O famoso
colunista Bernardino Santos - que é bacharel em Direito - noticiou que o
famoso milionário e playboy paulista Chiquinho Scarpa havia feito um
testamento, deixando bens de grande valor para o seu cachorro, Pafúncio.
Bernardino pediu que eu desse opinião sobre o curioso fato. É válida
esta disposição testamentária? O cão pode ser herdeiro de Chiquinho?
Este é um tema que já abordei nesta coluna. Há
pouco tempo, analisei o caso da anciã gaúcha que deixou seu valioso
apartamento em Porto Alegre, com mais de 500m2, para o cachorro e o gato
de estimação. Antes, eu havia contado o caso da senhora, muito caridosa
e religiosa, que me perguntou se podia destinar, quando morresse, o seu
apartamento para sua “mãezinha”. Eu respondi que claro, podia, sim.
Mas ela acrescentou que sua “mãezinha” era Nossa Senhora de Nazaré,
a quem desejava nomear herdeira de todos os seus bens.
Casos como esses não são tão raros, embora
ache que o Chiquinho, a quem conheci no Rio de Janeiro, esteja fazendo,
nessa história, uma jogada de marketing, no que ele é muito esperto.
Já no meu livro, “Testamento”, segunda edição,
em 1993, editado aqui mesmo, com todo o carinho, pela Cejup, do Gengis
Freire, tratei desta questão, e o que disse na aludida obra responde ao
amigo Bernardino Santos e a outros casos semelhantes.
Em síntese, só as pessoas - físicas e jurídicas
- têm legitimação para aparecer como herdeiras ou legatárias.
Estão excluídos os animais e coisas inanimadas.
Não se pode fazer testamento beneficiando um animal, a alma, um santo,
etc. Ressalva Carvalho Santos que o testamento pode mencionar os animais
ou coisas inanimadas, se as disposições a estes referentes se
apresentarem sob a forma de ônus duma liberalidade direta a uma pessoa
capaz de adquirir por testamento. É a doutrina exposta por Aubry e Rau e,
no Direito brasileiro, Caio Mário da Silva Pereira aponta que somente o
homem pode adquirir causa mortis, e as pessoas jurídicas por causa dos
homens (hominum causa), não se podendo falar em sucessão de qualquer espécie,
em favor da coisa inanimada, ou de um ser irracional, não podendo as
coisas serem sujeitos de direito, faltando-lhes capacidade sucessória.

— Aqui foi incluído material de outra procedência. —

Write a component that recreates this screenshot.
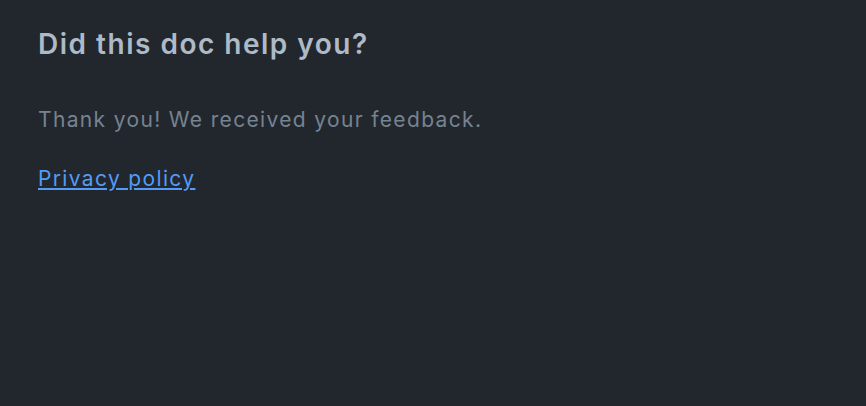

Nada impede, entretanto, que alguém deixe certa
quantia a uma pessoa, estabelecendo o encargo, para o beneficiário, de
alimentar e manter o cãozinho de estimação. Nada proíbe que o testador
faça um legado à corporação religiosa, exigindo missas ou obras pias
em sufrágio de sua alma. Pode representar um legado indireto, uma
liberalidade mediata, mas, feito assim, vale.
Porém, se num testamento é nomeado um animal
irracional ou um ser inanimado como herdeiro, a cláusula testamentária não
vai ser cumprida: é nula e ineficaz.